When the house was locked up, a red cross was painted on the front door and nobody was allowed to leave. But the inhabitants inside were fed. And indeed, during the epidemic, medical treatment and food was provided free to the poor. So there was a combination, if you like, of both institutional and also house quarantining of the sick and their contacts.

What about this ... rule that if you went out you needed to have some sort of six-foot cane so that you'd stay away from other people? What was going on there?

I think it was a recognition that the plague could be spread through the air ... in the way that we see with COVID now. I mean, it wasn't something that was necessarily true. Bubonic plague ... was spread by infected fleas from rats.

But the idea of … carrying the cane was simply to indicate the distance that people should maintain from each other, because, obviously, they thought if somebody breathed out air, which was from a sick body, then people would get plague.

We see now pushback in some corners and resistance to public health measures. What was the reaction to the measures then? I mean … if they found that these, you know, regulations were too onerous, how were they going about violating them?

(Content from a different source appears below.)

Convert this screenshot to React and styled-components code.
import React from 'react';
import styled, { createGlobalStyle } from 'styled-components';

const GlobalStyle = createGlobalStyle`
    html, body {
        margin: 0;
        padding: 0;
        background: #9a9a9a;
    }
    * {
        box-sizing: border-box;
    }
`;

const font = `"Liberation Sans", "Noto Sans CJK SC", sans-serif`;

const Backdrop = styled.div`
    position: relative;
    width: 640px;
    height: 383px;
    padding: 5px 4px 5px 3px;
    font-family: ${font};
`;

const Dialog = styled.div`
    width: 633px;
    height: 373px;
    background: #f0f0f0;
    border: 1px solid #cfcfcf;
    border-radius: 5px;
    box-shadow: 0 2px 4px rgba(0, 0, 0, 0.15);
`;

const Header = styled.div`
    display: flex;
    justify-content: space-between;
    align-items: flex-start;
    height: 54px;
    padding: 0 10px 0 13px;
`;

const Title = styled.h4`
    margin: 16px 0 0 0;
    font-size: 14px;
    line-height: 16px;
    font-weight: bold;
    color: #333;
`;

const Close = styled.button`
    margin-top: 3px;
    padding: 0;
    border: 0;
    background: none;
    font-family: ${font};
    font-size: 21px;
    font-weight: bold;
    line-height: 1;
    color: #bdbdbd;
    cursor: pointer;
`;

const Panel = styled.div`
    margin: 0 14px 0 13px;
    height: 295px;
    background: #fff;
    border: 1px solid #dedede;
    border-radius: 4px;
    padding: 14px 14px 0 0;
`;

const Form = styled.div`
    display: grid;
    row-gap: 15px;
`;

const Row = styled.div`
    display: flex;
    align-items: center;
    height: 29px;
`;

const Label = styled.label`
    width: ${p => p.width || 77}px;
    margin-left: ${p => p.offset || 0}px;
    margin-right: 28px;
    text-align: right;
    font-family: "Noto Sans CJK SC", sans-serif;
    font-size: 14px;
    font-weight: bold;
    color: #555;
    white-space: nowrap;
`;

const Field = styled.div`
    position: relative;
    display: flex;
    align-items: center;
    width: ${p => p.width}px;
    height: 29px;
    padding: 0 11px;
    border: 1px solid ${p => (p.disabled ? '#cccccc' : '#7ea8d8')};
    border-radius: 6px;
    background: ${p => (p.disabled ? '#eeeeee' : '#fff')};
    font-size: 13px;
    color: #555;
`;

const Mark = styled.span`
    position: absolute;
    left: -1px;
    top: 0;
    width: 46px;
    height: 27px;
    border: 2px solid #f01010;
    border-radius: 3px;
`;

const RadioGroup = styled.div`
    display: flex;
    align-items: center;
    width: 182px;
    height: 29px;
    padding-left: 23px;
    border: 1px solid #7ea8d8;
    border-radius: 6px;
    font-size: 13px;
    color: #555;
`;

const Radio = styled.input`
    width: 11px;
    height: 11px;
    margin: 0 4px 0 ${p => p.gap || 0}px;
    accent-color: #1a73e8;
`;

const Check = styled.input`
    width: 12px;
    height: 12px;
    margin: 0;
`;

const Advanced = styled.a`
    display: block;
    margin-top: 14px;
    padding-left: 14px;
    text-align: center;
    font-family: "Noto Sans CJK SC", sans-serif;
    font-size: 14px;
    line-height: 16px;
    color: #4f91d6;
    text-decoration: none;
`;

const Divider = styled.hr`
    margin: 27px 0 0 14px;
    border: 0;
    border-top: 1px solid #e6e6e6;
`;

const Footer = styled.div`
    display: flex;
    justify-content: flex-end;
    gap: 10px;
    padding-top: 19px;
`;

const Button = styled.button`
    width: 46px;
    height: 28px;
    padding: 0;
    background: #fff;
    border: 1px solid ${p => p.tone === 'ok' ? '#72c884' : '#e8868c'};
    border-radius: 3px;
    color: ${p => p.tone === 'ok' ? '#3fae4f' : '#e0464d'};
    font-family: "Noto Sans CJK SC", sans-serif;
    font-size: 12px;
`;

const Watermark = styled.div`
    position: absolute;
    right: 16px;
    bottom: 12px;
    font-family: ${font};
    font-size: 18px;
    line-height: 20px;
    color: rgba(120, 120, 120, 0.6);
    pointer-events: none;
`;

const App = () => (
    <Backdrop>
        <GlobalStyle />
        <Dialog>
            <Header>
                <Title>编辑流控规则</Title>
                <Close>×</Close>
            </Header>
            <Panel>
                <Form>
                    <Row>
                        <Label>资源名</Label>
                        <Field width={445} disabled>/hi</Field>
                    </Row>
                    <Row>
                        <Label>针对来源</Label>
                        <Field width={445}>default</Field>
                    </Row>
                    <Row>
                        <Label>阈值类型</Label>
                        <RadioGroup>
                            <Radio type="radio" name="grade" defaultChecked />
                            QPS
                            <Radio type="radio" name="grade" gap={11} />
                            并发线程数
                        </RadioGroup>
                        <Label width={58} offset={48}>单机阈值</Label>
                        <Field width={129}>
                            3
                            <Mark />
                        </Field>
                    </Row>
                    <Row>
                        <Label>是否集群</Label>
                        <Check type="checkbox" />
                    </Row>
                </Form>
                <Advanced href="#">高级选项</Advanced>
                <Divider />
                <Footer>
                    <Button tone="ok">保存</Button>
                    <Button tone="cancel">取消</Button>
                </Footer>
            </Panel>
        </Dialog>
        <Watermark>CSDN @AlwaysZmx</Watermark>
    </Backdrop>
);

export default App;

There's a lot of similarity between the past and present in that sense, that I mean, most people appear to have obeyed the rules. But there are lots of … examples of people leaving their houses and being prosecuted.

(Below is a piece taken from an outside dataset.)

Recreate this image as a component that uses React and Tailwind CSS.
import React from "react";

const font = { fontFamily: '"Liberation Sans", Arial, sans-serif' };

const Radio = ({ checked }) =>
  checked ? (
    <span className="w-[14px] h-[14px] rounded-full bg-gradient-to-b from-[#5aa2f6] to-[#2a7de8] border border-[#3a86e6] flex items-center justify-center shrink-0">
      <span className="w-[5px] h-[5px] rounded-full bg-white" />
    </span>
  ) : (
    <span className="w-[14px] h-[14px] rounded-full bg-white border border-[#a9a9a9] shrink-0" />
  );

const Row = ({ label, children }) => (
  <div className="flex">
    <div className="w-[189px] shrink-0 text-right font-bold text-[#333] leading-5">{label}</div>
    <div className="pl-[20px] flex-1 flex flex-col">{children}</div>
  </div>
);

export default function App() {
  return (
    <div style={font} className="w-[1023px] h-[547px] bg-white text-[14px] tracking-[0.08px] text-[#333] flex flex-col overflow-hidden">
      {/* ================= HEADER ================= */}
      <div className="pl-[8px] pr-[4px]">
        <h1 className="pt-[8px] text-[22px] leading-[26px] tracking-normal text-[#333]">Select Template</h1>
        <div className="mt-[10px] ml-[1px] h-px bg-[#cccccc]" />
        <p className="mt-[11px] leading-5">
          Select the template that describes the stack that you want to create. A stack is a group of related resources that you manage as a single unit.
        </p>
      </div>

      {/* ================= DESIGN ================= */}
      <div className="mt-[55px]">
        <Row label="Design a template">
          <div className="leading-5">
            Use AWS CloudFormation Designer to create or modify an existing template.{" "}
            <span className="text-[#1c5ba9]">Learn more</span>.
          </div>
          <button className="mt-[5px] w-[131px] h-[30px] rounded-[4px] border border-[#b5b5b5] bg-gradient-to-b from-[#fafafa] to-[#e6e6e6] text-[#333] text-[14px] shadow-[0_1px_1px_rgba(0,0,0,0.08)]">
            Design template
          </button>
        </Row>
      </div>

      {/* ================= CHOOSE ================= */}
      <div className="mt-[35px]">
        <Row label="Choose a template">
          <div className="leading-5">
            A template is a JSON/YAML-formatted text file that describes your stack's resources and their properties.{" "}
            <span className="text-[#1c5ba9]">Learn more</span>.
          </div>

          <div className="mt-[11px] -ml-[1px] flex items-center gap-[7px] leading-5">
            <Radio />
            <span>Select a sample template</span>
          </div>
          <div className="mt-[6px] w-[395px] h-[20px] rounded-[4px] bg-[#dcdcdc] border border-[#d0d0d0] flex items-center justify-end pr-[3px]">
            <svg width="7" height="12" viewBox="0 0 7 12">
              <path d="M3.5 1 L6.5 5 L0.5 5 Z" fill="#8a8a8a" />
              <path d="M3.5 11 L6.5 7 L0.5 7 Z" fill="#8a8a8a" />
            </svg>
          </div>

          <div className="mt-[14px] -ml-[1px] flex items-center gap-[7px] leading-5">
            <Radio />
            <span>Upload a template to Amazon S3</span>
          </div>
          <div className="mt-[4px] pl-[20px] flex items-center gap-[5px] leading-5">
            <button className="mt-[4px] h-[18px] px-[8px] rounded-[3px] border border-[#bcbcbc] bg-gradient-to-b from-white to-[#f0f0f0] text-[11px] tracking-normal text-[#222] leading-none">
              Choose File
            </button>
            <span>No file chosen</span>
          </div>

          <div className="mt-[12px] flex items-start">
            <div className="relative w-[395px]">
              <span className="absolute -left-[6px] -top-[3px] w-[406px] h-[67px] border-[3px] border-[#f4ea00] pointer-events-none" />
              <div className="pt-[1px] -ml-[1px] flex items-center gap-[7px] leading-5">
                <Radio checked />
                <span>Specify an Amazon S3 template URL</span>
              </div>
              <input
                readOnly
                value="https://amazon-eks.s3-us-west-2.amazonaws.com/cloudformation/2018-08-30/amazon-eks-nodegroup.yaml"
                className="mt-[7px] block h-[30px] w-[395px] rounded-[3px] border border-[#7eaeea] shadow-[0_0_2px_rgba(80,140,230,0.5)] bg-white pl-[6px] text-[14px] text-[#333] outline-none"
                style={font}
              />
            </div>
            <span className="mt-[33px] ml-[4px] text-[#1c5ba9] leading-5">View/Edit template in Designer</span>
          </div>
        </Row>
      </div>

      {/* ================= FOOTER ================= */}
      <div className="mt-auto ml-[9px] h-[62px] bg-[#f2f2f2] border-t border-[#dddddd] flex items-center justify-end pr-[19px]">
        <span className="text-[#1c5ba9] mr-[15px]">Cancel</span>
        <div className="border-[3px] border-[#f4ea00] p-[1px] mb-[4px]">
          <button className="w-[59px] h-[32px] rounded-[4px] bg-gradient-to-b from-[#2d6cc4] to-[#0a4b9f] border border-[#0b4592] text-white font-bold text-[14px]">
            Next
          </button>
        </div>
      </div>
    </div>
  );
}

The cover of a 1598 edition of Quinto Tiberio Angelerio's manual for how to deal with the plague. (Quinto Tiberio Angelerio, Public domain, via Wikimedia Commons)

[My] book is about plague in Florence during the last epidemic, when it hit the city in the year 1630-31…. And I was fortunate enough to come across, in the archive, over 550 court cases against people breaking the law. 

There's an example of a lady in November 1630 who leaves her house in pursuit of a chicken, which has escaped from her house. And she sort of says ... to the court when she's taken up before the judge, "I rushed out in order to find this chicken which has escaped." And she'd been arrested. And I mean, when the judge heard her story … he was clearly full of compassion. [He] just let her go.

I think this is something that's not often reflected in the period of the time — sort of the ideas of loneliness as we've all experienced over the last year. There's an example of a lady … who had moved to a friend's house despite having been told she had to stay in her own one ... and when she'd been arrested for leaving her locked up house, she said that she didn't want to remain alone at [her] house. [She said], "I went to stay in this house … thinking I'd not done anything wrong. And I found myself in the house of good people."

There are also examples of sociability which do break the law much more significantly. So people, for example, going to taverns, people playing cards. And obviously this was, you know, [a] serious time during lockdown, so this was discouraged.

There are even cases of people walking along the top of roofs, along terraced houses in order to visit friends and have a party and play guitar and so on.

Are there things that you hope people would take away from the plagues of the past in the situation that they find themselves in now?

In terms of government policy, the necessity to take action quickly. I mean, that didn't always actually have as much effect as they'd wanted in the case of plague. 

I was very struck by the compassionate nature of attitudes towards the poorer members of society — that they created sort of public health works in order to provide work for people during the plague. They provided free food during total quarantine in the city and even allowed some employees to continue working in the textile industry. 

John Henderson is a professor of Italian Renaissance history at Birkbeck, University of London in the U.K. (Giovanni Trambusti)

The other thing which I've been very struck [by] over the last year as well is … people's compassion and how it's arisen in this period.

The enormous number of volunteers who staffed hospitals and who staffed sort of isolation hospitals and also went around doing sort of sanitary surveys and so on. In other words, all those people in the front line against epidemics, as in the case of public health workers today.